Politics

CNARED with new Executive Board

The National Council for the Respect of the Arusha Agreement and Rules of Law-CNARED, a platform that gathers the opposition in exile and part of the internal opposition, has just elected a new executive board, this 28 February, in Belgium.

Charles Nditije: « We want to restore the Arusha Peace Agreement through an inclusive dialogue.”

Charles Nditije: « We want to restore the Arusha Peace Agreement through an inclusive dialogue.”

Charles Nditije, 63, Chairman of Uprona party- the wing not officially recognized by the Burundian government and who lives in exile, has been elected to chair CNARED. “The main challenge is to impose CNARED as a key interlocutor with the Burundian government that has so far refused to negotiate with this opposition platform”, he says.

Nditije says he will continue with the steps taken by his predecessor to achieve the platform’s goals. “We must do our best so that the Arusha Agreement is respected and the rule of law is established in Burundi”, he says. The newly elected chairman of CNARED says the current government is running a controversial and illegitimate third term after violating the Arusha Agreement. “We want to restore this Arusha Agreement through an inclusive dialogue”, he says.

For him, the intervention of the EAC, the Facilitation in the Inter-Burundian crisis and the AU to press the current regime into inclusive peace talks are very important for CNARED.

“Our main objective is to convince Nkurunziza to negotiate with the main opposition platform-CNARED-without any condition”, he says. He, however, says the Facilitation should be supported by the EAC, AU and UN experts in order to be impartial.
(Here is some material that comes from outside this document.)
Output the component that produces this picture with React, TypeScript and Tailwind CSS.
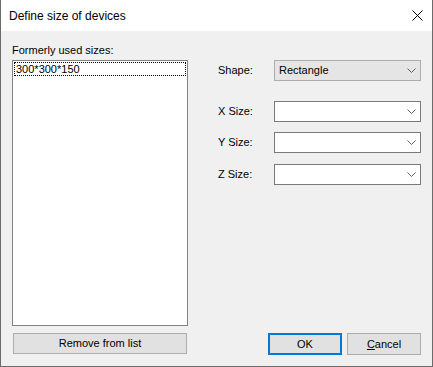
import React from "react";

const Chevron = () => (
  <svg width="9" height="5" viewBox="0 0 9 5" className="shrink-0">
    <path d="M0.5 0.5 L4.5 4.5 L8.5 0.5" fill="none" stroke="#606060" strokeWidth="1" />
  </svg>
);

type ComboProps = { value?: string; filled?: boolean };

const Combo = ({ value, filled }: ComboProps) => (
  <div
    className={
      filled
        ? "w-[147px] h-[21px] flex items-center justify-between pl-[4px] pr-[4px] bg-[#e5e5e5] border border-[#adadad]"
        : "w-[147px] h-[21px] flex items-center justify-between pl-[4px] pr-[4px] bg-white border border-[#7a7a7a]"
    }
  >
    <span className="text-[11px] leading-[13px] text-black">{value}</span>
    <Chevron />
  </div>
);

const Row = ({ label, children, className }: { label: string; children: React.ReactNode; className?: string }) => (
  <div className={"flex items-center " + (className ?? "")}>
    <span className="w-[56px] text-[11px] leading-[13px] text-black">{label}</span>
    {children}
  </div>
);

export default function App() {
  return (
    <div
      className="w-[433px] h-[367px] flex flex-col border-x border-b border-[#6b6b6b] bg-[#f0f0f0] overflow-hidden"
      style={{ fontFamily: '"Liberation Sans", Arial, sans-serif' }}
    >
      {/* Title bar */}
      <div className="h-[31px] bg-white flex items-center justify-between pl-[8px] pr-[9px] shrink-0">
        <span className="text-[12px] text-black" style={{ fontFamily: '"Liberation Sans", Arial, sans-serif' }}>
          Define size of devices
        </span>
        <svg width="11" height="11" viewBox="0 0 11 11">
          <path d="M0.5 0.5 L10.5 10.5 M10.5 0.5 L0.5 10.5" stroke="#000" strokeWidth="1" />
        </svg>
      </div>

      {/* Body */}
      <div className="flex-1 flex pl-[11px] pr-[11px] pt-[13px] pb-[11px]">
        {/* Left column */}
        <div className="w-[176px] flex flex-col">
          <span className="h-[13px] text-[11px] leading-[13px] text-black">Formerly used sizes:</span>
          <div className="mt-[3px] h-[266px] bg-white border border-[#828282] p-px">
            <div className="h-[14px] border border-dotted border-black flex items-center pl-[1px]">
              <span className="text-[11px] leading-[13px] text-black">300*300*150</span>
            </div>
          </div>
          <button className="mt-[7px] ml-px w-[174px] h-[21px] bg-[#e1e1e1] border border-[#adadad] text-[11px] leading-[13px] text-black">
            Remove from list
          </button>
        </div>

        {/* Right column */}
        <div className="ml-[30px] flex-1 flex flex-col pt-[16px]">
          <Row label="Shape:">
            <Combo value="Rectangle" filled />
          </Row>
          <Row label="X Size:" className="mt-[20px]">
            <Combo />
          </Row>
          <Row label="Y Size:" className="mt-[10px]">
            <Combo />
          </Row>
          <Row label="Z Size:" className="mt-[11px]">
            <Combo />
          </Row>

          <div className="mt-auto flex justify-end gap-[5px]">
            <button className="w-[74px] h-[22px] bg-[#e1e1e1] border-2 border-[#0078d7] text-[11px] leading-[13px] text-black">
              OK
            </button>
            <button className="w-[74px] h-[22px] bg-[#e1e1e1] border border-[#adadad] text-[11px] leading-[13px] text-black">
              <span className="underline">C</span>ancel
            </button>
          </div>
        </div>
      </div>
    </div>
  );
}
“If the facilitation succeeds, we hope that the government of the national union will be established in accordance with the criteria stipulated by the Burundi Constitution”, Nditije says.

In order to succeed, the CNARED chairman says the new executive board must work hand in hand with Civil Society organizations, human rights defenders’ associations so that they should request the ICC to start the inquiry on human rights deterioration in Burundi.

Less expectations…

Tatien Sibomana, one of the political actors from Uprona party-the wing not recognized by the government says the elected chairman, Charles Nditije, did not represent Uprona in CNARED. “He has been elected like any other person who would have declared his candidacy. Those who elected him know why they did so”, he says.

Tensions have run higher within Uprona party of the opposition since the past few days. The president of this party has been suspended from his duties. The conflict arises from the dialogue session convened by the facilitator in the Burundi crisis earlier this year.

President Pierre Nkurunziza said on 24 February 2017, during community development works on Murengeza hill of Mpanda Commune in the western province of Bubanza, that Burundi’s current institutions are the result of the elections and that no one other than the Burundians has the right to interfere in the affairs of the country. He referred to the past years when some people tried to overthrow the government elected by the population.

President Nkurunziza once again made it clear that elections are the only way to come to power, and that the institutions in place will not disappoint the people who elected them.